In an interview with the French newspaper Le Figaro published yesterday, the Tunisian president, Moncef Marzouki, said the vast majority of Tunisian people and politicians were committed to a tolerant and pluralist society, and he was "overwhelmed, shocked, hurt, outraged" by the prominence given in the French media to Salafist disorder.

Those attacking people and buildings "are so far from being Muslim", said Meher Khashnawi, 25, a Salafi who volunteers at the Fath mosque. "Maybe they are Salafis in their minds, but we are hating them and against them." He wants a change in ethics, and a society where people love each other. He tried to be a good Muslim even under Ben Ali, he says, when those suspected of being Islamists were often jailed.

It is to this history of compulsory secularism under Ben Ali and his predecessor, Habib Bourguiba, to which people worried about Islamist groups should look today, said Fabio Merone, who is researching Tunisian Salafism with the German Gerda Henkel Foundation.

Bourguiba, who led the country to independence from France in 1956 and ruled for 30 years, espoused a fervent secularism, criticised the headscarf, implemented the Personal Status Code governing the rights of women and families and frequently cracked down on Islamist opposition. After Ben Ali took power, antiterror legislation allowed the detention of many more who belonged to religious groups.

The extremist groups nonetheless took root, often in prisons, with leaders such as the militant known as Abu Ayyad Al Tunisi, who fought with jihadi groups in Afghanistan in the 1990s.
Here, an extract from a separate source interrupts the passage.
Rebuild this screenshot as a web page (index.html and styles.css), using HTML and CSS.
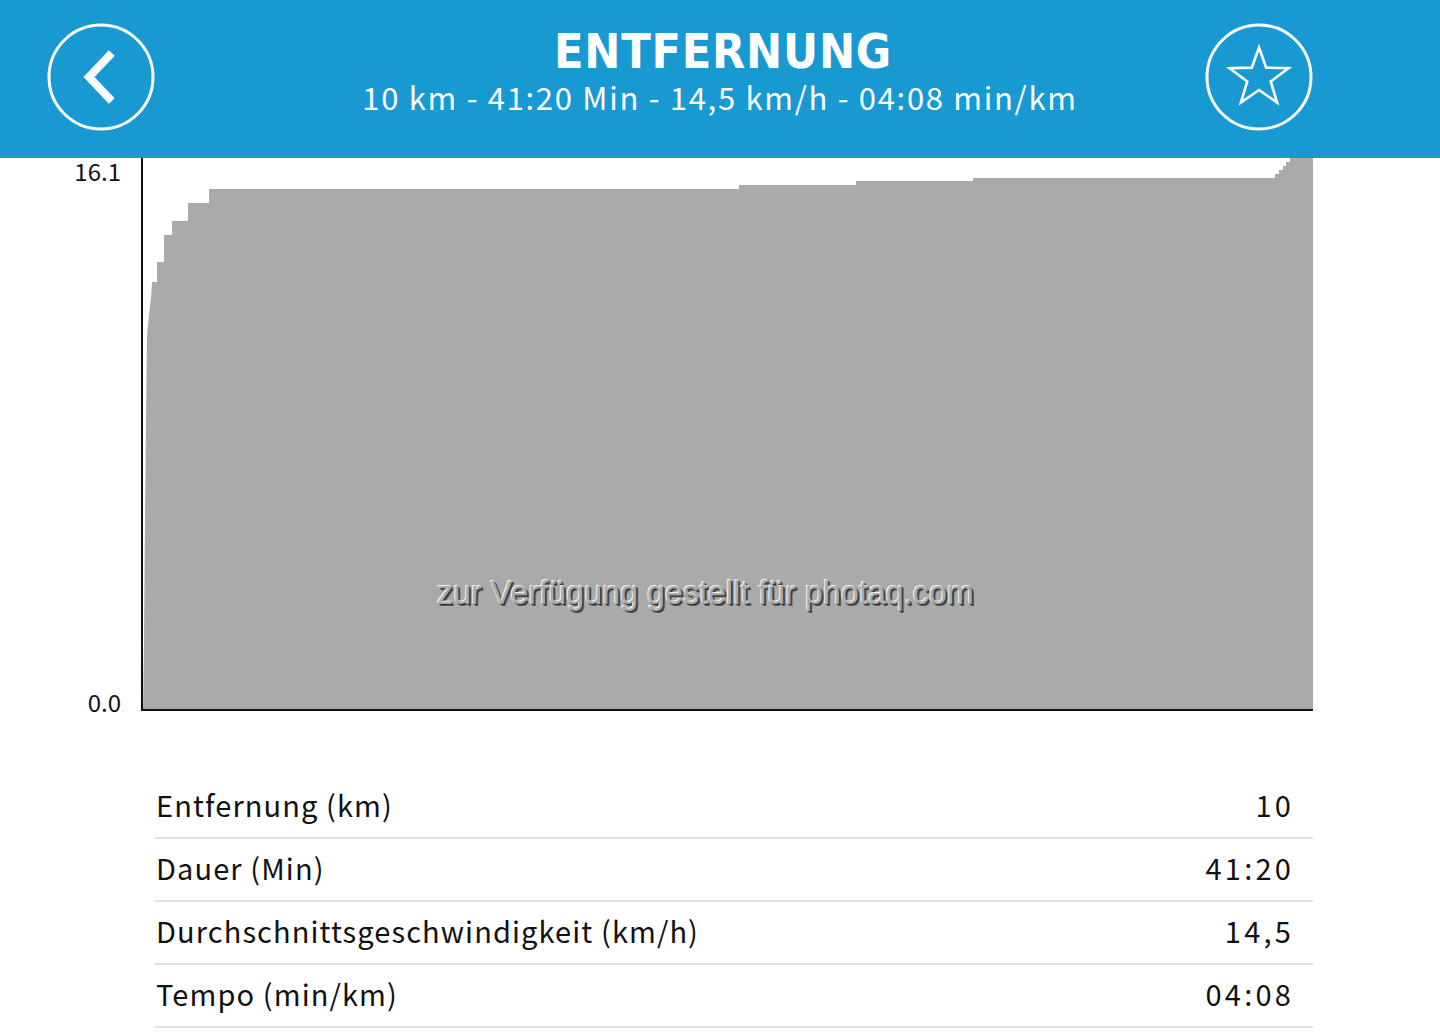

He was in prison in Tunisia from 2003 until he was released along with hundreds of other Islamist prisoners after the uprising last year, and now leads the prominent Ansar Al Sharia group.
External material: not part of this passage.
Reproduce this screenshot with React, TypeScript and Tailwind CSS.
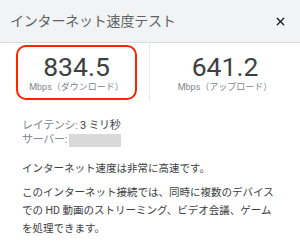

Mr Merone argues that most Tunisians are more conservative than their former leaders allowed them to be. "Tunisia is not this very secular country - the Salafism is not something coming from the moon," he said. Salafist groups are dangerous primarily because they are usually anti-democracy, he argued, rather than because of any serious violence or damage, and in this context the recent granting of legal political party status to the radical Jabhat Al Islah group could be positive, drawing Salafis into the political process.

"Their supporters," he said, "are sociologically the same people who made the revolution." Young people from poor neighbourhoods are "lost, confused, they don't have a cultural reference.

"Modernity hasn't got to these places … they have a psychological crisis and they are very attracted to the sheikhs who come out of prison, and of course they accept simple signs of religion." Although less visible and prone to aggression than men, many women also adopt the tenets. To marginalise such people further would be a mistake, he said.

Some Tunisians hope that the movement's fervour will fade with time. "People going to Salafism is like a reaction to the repression of Ben Ali. After a while it will degrade a little bit," said Abdelfattah Sellami, 50, on his way to Friday prayers. "We don't see this as dangerous, because it will all fade away, Tunisians are not really into politics or religion."

In the chaotic, post-autocratic country, said Ms Guellali, the Human Rights Watch researcher, the confrontation between the religious, the secular and the in-between could be positive. "Political Islam began in Egypt in the 1930s," she said. "What dictatorship was doing was delaying the moment of confrontation.

"It's not good for a society just to hide its worst aspects. The moment of confrontation is the moment of truth. You find out if the society is entrenched and then you can build on it - you can't build on false truths."